→ AIM: Set the listing down again in full, word for word, with the pictures left out.

→ DATASET EXCERPT:
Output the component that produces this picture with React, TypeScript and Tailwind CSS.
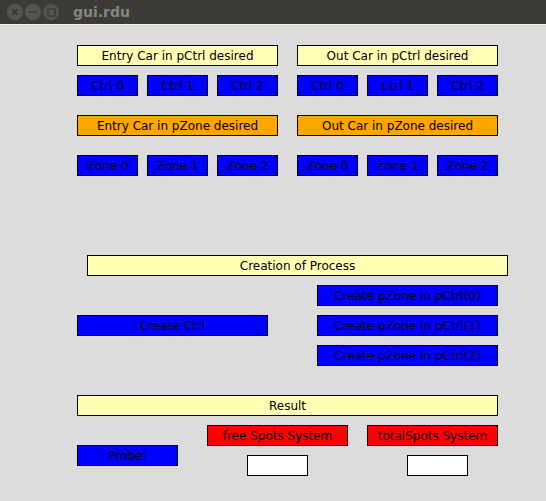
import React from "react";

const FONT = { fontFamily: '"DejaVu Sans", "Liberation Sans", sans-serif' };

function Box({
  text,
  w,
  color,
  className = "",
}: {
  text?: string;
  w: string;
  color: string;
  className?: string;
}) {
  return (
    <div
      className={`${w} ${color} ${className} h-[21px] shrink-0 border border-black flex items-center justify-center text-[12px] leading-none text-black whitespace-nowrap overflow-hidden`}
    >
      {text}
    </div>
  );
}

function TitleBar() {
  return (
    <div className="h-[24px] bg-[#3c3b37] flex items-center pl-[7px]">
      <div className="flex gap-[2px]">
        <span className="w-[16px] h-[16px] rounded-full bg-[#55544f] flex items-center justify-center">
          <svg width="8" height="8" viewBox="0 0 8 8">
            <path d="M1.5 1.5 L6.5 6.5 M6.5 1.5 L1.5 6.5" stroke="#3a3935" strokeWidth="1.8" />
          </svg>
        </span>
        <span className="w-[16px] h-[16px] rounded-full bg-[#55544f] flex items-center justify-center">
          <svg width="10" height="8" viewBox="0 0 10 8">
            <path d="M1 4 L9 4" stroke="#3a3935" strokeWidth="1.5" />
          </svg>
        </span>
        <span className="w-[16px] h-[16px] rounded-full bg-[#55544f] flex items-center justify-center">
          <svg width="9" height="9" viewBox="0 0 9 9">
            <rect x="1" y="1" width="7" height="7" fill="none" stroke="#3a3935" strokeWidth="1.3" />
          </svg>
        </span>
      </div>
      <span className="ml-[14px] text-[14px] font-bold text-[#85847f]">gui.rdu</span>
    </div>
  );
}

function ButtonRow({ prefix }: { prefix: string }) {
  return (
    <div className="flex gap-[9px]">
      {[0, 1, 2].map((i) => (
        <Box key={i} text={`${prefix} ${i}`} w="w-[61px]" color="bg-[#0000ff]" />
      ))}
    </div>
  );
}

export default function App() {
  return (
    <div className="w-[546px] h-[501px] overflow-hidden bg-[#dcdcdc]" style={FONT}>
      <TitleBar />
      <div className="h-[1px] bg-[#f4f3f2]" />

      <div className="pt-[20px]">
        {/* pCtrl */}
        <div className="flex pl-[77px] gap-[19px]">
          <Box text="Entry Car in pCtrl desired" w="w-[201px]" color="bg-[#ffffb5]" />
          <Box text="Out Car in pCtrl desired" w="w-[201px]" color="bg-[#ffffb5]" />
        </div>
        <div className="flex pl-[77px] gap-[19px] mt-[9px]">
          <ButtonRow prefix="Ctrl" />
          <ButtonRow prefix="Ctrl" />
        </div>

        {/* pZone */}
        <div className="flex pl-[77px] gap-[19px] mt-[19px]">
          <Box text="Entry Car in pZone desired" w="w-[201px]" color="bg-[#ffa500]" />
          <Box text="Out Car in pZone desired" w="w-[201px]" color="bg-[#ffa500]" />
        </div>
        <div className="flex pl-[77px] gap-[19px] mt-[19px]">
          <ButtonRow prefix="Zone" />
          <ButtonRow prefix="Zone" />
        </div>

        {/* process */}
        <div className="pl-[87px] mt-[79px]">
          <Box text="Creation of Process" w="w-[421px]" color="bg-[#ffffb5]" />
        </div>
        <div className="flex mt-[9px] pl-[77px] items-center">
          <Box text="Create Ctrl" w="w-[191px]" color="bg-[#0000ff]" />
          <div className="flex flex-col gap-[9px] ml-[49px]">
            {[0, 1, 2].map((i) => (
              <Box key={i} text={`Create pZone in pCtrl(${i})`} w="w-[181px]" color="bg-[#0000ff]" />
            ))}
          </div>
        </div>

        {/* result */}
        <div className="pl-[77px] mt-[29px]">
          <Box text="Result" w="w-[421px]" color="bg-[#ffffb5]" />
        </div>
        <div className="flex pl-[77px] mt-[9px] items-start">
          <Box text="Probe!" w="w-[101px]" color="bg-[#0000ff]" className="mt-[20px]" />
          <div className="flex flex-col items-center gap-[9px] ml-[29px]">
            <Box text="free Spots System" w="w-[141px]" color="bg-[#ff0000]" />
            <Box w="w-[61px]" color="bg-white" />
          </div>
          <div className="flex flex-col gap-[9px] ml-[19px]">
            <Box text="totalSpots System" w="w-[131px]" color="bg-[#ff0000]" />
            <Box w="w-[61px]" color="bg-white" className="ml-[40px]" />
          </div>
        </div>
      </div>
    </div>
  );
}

→ ANSWER TO THIS PROBLEM:
Output the component that produces this picture with React, TypeScript and Tailwind CSS.
import React from "react";

const FONT = { fontFamily: '"DejaVu Sans", "Liberation Sans", sans-serif' };

function Box({
  text,
  w,
  color,
  className = "",
}: {
  text?: string;
  w: string;
  color: string;
  className?: string;
}) {
  return (
    <div
      className={`${w} ${color} ${className} h-[21px] shrink-0 border border-black flex items-center justify-center text-[12px] leading-none text-black whitespace-nowrap overflow-hidden`}
    >
      {text}
    </div>
  );
}

function TitleBar() {
  return (
    <div className="h-[24px] bg-[#3c3b37] flex items-center pl-[7px]">
      <div className="flex gap-[2px]">
        <span className="w-[16px] h-[16px] rounded-full bg-[#55544f] flex items-center justify-center">
          <svg width="8" height="8" viewBox="0 0 8 8">
            <path d="M1.5 1.5 L6.5 6.5 M6.5 1.5 L1.5 6.5" stroke="#3a3935" strokeWidth="1.8" />
          </svg>
        </span>
        <span className="w-[16px] h-[16px] rounded-full bg-[#55544f] flex items-center justify-center">
          <svg width="10" height="8" viewBox="0 0 10 8">
            <path d="M1 4 L9 4" stroke="#3a3935" strokeWidth="1.5" />
          </svg>
        </span>
        <span className="w-[16px] h-[16px] rounded-full bg-[#55544f] flex items-center justify-center">
          <svg width="9" height="9" viewBox="0 0 9 9">
            <rect x="1" y="1" width="7" height="7" fill="none" stroke="#3a3935" strokeWidth="1.3" />
          </svg>
        </span>
      </div>
      <span className="ml-[14px] text-[14px] font-bold text-[#85847f]">gui.rdu</span>
    </div>
  );
}

function ButtonRow({ prefix }: { prefix: string }) {
  return (
    <div className="flex gap-[9px]">
      {[0, 1, 2].map((i) => (
        <Box key={i} text={`${prefix} ${i}`} w="w-[61px]" color="bg-[#0000ff]" />
      ))}
    </div>
  );
}

export default function App() {
  return (
    <div className="w-[546px] h-[501px] overflow-hidden bg-[#dcdcdc]" style={FONT}>
      <TitleBar />
      <div className="h-[1px] bg-[#f4f3f2]" />

      <div className="pt-[20px]">
        {/* pCtrl */}
        <div className="flex pl-[77px] gap-[19px]">
          <Box text="Entry Car in pCtrl desired" w="w-[201px]" color="bg-[#ffffb5]" />
          <Box text="Out Car in pCtrl desired" w="w-[201px]" color="bg-[#ffffb5]" />
        </div>
        <div className="flex pl-[77px] gap-[19px] mt-[9px]">
          <ButtonRow prefix="Ctrl" />
          <ButtonRow prefix="Ctrl" />
        </div>

        {/* pZone */}
        <div className="flex pl-[77px] gap-[19px] mt-[19px]">
          <Box text="Entry Car in pZone desired" w="w-[201px]" color="bg-[#ffa500]" />
          <Box text="Out Car in pZone desired" w="w-[201px]" color="bg-[#ffa500]" />
        </div>
        <div className="flex pl-[77px] gap-[19px] mt-[19px]">
          <ButtonRow prefix="Zone" />
          <ButtonRow prefix="Zone" />
        </div>

        {/* process */}
        <div className="pl-[87px] mt-[79px]">
          <Box text="Creation of Process" w="w-[421px]" color="bg-[#ffffb5]" />
        </div>
        <div className="flex mt-[9px] pl-[77px] items-center">
          <Box text="Create Ctrl" w="w-[191px]" color="bg-[#0000ff]" />
          <div className="flex flex-col gap-[9px] ml-[49px]">
            {[0, 1, 2].map((i) => (
              <Box key={i} text={`Create pZone in pCtrl(${i})`} w="w-[181px]" color="bg-[#0000ff]" />
            ))}
          </div>
        </div>

        {/* result */}
        <div className="pl-[77px] mt-[29px]">
          <Box text="Result" w="w-[421px]" color="bg-[#ffffb5]" />
        </div>
        <div className="flex pl-[77px] mt-[9px] items-start">
          <Box text="Probe!" w="w-[101px]" color="bg-[#0000ff]" className="mt-[20px]" />
          <div className="flex flex-col items-center gap-[9px] ml-[29px]">
            <Box text="free Spots System" w="w-[141px]" color="bg-[#ff0000]" />
            <Box w="w-[61px]" color="bg-white" />
          </div>
          <div className="flex flex-col gap-[9px] ml-[19px]">
            <Box text="totalSpots System" w="w-[131px]" color="bg-[#ff0000]" />
            <Box w="w-[61px]" color="bg-white" className="ml-[40px]" />
          </div>
        </div>
      </div>
    </div>
  );
}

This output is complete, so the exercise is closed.